Il rimando al futuro è dischiuso dalla rivelazione stessa di Dio, indisponibile — impronunciabile — all’uomo ma segno visibile dell’opera di Dio: «Interrogato sul proprio Nome, Dio risponde con un verbo, un futuro incompiuto».35
Il silenzio sul Nome Dio risulta così necessario perché «come è possibile chiamare, nominare, invocare un Dio che non c’è, dal momento che non si definisce per quel che è, bensì per quel che sarà? »36
Così il Tetragramma diventa «la possibilità di oltrepassare il tempo all’interno del tempo, di fare della memoria l’inizio della redenzione».37 Il futuro evocato nel Nome si rivela il tempo dell’agire di Dio, del suo svelarsi per quello che è veramente.

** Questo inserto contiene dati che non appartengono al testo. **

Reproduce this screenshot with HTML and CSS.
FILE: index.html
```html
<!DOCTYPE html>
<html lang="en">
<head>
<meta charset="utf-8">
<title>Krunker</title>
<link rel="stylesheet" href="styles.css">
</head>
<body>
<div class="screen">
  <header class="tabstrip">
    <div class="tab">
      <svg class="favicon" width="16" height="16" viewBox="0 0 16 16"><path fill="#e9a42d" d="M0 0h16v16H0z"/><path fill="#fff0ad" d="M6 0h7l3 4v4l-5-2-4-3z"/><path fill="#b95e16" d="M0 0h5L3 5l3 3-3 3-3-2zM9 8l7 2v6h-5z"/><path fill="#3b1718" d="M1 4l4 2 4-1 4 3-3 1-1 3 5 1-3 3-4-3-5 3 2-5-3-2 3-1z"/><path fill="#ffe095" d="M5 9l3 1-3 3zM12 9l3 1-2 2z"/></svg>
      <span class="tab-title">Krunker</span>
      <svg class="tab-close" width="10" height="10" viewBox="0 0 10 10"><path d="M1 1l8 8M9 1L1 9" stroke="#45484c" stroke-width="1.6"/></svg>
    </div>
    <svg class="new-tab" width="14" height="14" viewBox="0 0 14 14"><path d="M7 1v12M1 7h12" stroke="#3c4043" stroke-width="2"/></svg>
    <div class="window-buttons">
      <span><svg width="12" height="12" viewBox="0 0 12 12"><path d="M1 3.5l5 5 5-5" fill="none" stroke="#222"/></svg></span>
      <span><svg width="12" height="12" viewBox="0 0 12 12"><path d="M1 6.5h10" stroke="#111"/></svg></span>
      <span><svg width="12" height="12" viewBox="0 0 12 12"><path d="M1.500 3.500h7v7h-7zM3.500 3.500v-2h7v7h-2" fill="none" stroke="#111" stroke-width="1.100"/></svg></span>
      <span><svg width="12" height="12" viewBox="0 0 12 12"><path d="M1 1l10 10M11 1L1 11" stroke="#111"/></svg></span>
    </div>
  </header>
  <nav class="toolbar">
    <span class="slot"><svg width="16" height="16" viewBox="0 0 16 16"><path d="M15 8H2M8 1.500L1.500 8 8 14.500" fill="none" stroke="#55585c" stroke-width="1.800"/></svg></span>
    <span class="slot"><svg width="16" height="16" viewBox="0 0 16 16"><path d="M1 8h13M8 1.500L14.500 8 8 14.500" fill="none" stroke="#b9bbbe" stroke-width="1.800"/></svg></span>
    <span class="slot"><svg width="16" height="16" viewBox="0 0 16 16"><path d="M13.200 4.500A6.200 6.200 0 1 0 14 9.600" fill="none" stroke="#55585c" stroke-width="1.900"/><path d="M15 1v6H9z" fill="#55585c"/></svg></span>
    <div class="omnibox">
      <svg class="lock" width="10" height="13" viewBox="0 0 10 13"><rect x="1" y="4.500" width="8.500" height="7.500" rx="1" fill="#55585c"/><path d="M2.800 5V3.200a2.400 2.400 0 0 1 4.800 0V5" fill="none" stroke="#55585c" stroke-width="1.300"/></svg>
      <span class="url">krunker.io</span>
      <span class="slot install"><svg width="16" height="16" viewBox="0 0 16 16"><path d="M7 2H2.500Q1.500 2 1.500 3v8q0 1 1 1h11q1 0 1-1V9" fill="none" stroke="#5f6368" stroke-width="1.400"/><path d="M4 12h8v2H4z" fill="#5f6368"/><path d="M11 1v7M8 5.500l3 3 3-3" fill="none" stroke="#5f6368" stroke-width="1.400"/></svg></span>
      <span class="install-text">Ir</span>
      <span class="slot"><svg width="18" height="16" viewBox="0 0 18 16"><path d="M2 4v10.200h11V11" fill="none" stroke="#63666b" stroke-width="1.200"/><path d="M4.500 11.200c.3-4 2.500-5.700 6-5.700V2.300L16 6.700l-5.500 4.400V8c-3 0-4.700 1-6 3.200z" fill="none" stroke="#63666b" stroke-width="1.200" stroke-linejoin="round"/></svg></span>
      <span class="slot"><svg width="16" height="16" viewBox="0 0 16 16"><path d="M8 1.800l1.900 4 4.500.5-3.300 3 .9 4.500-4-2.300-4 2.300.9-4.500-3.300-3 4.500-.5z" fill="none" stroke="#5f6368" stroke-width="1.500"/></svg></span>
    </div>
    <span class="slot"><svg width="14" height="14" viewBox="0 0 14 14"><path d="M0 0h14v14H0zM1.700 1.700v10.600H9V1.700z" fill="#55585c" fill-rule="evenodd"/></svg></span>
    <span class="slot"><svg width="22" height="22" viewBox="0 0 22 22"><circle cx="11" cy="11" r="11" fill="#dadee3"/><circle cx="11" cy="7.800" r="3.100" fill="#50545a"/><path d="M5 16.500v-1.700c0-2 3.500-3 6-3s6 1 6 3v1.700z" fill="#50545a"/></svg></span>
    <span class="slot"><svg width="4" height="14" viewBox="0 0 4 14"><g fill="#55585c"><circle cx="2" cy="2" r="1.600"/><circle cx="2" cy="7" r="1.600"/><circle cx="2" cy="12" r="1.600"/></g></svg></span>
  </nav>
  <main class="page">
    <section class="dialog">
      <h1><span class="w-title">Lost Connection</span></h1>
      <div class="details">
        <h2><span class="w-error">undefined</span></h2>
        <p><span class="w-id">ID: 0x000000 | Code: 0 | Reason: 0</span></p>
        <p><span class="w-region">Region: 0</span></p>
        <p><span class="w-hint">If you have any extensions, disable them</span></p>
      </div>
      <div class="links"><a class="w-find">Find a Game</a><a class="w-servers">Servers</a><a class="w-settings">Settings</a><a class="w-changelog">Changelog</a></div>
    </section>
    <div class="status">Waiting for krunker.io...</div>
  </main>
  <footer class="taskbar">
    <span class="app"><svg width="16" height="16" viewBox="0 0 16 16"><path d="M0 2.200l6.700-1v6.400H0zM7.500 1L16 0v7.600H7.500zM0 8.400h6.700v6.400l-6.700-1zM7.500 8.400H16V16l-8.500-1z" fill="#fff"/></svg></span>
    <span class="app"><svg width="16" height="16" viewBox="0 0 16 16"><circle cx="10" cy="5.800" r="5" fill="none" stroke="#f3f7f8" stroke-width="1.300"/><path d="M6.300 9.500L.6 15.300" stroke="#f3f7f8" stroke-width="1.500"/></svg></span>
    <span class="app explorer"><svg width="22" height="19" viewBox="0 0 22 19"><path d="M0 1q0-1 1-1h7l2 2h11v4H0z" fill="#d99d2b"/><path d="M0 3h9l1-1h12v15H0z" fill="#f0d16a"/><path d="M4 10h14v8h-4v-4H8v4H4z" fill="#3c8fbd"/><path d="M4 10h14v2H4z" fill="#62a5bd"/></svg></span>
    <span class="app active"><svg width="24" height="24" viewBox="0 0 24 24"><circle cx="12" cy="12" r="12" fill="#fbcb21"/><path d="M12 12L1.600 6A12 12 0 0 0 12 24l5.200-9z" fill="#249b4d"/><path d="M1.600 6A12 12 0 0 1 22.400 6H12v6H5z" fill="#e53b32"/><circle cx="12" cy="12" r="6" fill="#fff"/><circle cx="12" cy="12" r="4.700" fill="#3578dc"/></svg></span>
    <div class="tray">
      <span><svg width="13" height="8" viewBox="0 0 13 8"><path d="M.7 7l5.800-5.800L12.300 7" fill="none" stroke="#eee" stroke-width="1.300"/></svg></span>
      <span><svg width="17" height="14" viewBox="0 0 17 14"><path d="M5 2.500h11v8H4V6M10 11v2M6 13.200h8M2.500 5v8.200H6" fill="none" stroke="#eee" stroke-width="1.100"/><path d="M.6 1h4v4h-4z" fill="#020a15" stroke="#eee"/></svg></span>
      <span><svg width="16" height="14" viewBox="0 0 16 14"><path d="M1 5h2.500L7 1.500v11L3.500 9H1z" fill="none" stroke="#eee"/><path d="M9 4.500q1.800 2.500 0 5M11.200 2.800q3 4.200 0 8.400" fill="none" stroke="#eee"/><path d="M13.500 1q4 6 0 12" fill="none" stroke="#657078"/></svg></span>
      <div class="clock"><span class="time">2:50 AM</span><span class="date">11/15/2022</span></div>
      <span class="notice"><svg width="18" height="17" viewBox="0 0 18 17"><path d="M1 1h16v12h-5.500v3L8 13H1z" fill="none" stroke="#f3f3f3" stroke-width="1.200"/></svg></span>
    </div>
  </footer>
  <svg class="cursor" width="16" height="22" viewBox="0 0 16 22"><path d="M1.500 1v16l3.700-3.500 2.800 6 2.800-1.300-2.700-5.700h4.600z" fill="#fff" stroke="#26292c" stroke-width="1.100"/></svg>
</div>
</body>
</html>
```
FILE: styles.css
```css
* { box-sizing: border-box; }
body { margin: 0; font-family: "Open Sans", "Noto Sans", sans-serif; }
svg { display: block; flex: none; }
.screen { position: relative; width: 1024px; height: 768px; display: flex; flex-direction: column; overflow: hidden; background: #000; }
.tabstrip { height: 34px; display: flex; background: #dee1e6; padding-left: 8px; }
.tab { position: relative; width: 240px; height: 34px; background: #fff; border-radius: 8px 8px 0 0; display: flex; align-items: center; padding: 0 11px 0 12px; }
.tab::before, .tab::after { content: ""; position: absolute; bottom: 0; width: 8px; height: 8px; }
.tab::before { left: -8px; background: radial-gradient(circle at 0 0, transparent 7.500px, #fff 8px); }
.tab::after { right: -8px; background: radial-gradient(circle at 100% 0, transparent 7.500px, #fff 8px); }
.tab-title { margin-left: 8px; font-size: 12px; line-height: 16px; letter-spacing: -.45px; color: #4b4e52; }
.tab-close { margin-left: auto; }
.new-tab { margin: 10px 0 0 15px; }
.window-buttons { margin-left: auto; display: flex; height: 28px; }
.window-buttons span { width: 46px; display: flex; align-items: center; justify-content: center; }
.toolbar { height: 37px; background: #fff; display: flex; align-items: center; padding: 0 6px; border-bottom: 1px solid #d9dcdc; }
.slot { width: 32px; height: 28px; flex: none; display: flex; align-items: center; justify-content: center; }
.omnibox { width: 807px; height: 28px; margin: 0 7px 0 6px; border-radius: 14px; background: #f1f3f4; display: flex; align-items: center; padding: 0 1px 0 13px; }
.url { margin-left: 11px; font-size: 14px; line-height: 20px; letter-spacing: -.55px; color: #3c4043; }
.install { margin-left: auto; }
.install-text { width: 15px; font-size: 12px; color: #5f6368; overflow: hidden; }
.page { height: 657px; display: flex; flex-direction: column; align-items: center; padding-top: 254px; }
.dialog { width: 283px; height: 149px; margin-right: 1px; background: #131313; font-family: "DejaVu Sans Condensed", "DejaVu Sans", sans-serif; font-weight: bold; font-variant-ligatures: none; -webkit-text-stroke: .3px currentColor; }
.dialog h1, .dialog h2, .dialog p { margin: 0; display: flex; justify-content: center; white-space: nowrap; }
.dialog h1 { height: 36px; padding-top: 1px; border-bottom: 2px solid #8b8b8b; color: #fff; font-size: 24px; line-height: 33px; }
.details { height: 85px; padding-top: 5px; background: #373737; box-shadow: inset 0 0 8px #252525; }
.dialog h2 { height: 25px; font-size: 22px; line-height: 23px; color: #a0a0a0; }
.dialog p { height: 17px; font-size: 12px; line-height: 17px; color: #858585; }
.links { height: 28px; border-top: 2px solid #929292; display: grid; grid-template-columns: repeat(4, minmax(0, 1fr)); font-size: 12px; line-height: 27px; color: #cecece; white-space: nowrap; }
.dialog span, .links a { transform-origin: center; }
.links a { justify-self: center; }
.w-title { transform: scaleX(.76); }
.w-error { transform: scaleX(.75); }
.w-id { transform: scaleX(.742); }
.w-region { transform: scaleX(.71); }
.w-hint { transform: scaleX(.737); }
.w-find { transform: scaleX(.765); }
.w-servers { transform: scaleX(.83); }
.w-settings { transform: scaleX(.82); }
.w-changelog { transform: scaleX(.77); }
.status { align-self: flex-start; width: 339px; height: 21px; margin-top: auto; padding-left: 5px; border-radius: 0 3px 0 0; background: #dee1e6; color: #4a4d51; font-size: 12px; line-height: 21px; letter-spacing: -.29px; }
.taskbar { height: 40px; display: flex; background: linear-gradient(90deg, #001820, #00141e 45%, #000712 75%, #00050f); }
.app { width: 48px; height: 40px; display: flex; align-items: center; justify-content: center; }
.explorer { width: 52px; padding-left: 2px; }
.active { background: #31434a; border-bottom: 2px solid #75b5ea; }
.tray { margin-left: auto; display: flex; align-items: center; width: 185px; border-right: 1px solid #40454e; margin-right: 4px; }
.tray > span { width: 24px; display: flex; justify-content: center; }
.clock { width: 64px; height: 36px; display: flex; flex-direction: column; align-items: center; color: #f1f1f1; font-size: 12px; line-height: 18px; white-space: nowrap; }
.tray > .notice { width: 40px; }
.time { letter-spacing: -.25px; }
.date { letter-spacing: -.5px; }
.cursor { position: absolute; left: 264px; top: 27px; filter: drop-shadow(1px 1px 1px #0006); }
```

Il contenuto di questo tempo non può non essere allora indicato che da una profezia:
Ma allora muterò/farò alle nazioni un labbro chiaro
perché tutte invochino per Nome Y-H-W-H,
perché lo servano in unico accordo. (Sof 3, 9) 38.
Secondo la Di Cesare l’interpretazione talmudica di questo testo lo connette direttamente al racconto della torre di Babele. Seguendo Radaq, l’opera di Dio non è una semplice purificazione del cuore umano che lo rende abile a un culto messianico, ma la possibilità offerta all’uomo di pronunciare il vero Nome di Dio senza cadere nella tentazione idolatrica che Babele aveva evidenziato. «Labbro chiaro vuol dire che non parleranno di altri dei. »39
Così conclude la Di Cesare:
«La redenzione sarà l’inversione del tempo, la conversione del linguaggio, l’irruzione del Nome nella storia. [...] La fine sarà nel Nome. [...] Ogni creatura conoscerà e confesserà il suo Nome e solo il suo. [...] Soltanto allora, quando, invocato all’unisono, l’Unico Nome sarà il solo, sarà il tutto in-fine unito per divenire Uno. »40
Il silenzio che grava sul Nome di Dio è legato al tempo di Babele e insieme prefigura l’opera rigeneratrice di Dio.
Il Nome di Dio non è fatto per essere taciuto per sempre ma per essere ‘invocato’ all’unisono da ‘labbra chiare’.
4. Conclusione. L’oscuro tacito rivelarsi
In un breve quanto denso saggio di ripresa del pensiero di Heidegger riguardo la possibilità di un discorso su Dio post moderno, Giancarlo Penati definisce il silenzio come successivo e conseguente la Parola, un significante che si esprime nel tacere, «non come nulla, ma come assenza accennante alla presenza».41
La breve analisi condotta sul tema del silenzio nella riflessione ebraica contemporanea sul Nome di Dio mostra, con un’ampia articolazione, esattamente questo: la siepe del silenzio posta a salvaguardia del Nome di Dio non è semplicemente una proibizione dal contenuto negativo.
Il silenzio della tradizione ebraica è pratica positiva (e non una astensione), è la possibilità perché la Parola che esprime il Nome di Dio possa rivelare esattamente il suo contenuto senza tradirlo, possa custodire la sua potenza senza renderla inefficace.
Il silenzio diventa la forma concreta con cui, per utilizzare ancora le parole di Penati che riflette sul tema della verità in Heidegger, si manifesta «non soltanto la differenza ontologica, ma una permanente e ineliminabile distanza fra segni, parole, figure in e attraverso cui la verità dell’Essere (e quindi di Dio) si pre-senta, e l’origine di tale sempre mai totale e quindi sempre parzialmente oscuro-tacito rivelarsi».42
Nella pratica del silenzio, l’uomo può imparare la differenza, può smettere di definire-nominare Dio e disporsi così ad accogliere una rivelazione salvifica che lo libera dalle tentazioni dell’idolatria e della magia e che lo restituisce a una forma nuova di vita comune.
All’uomo è vietato nominare Dio affinché impari ad invocarlo.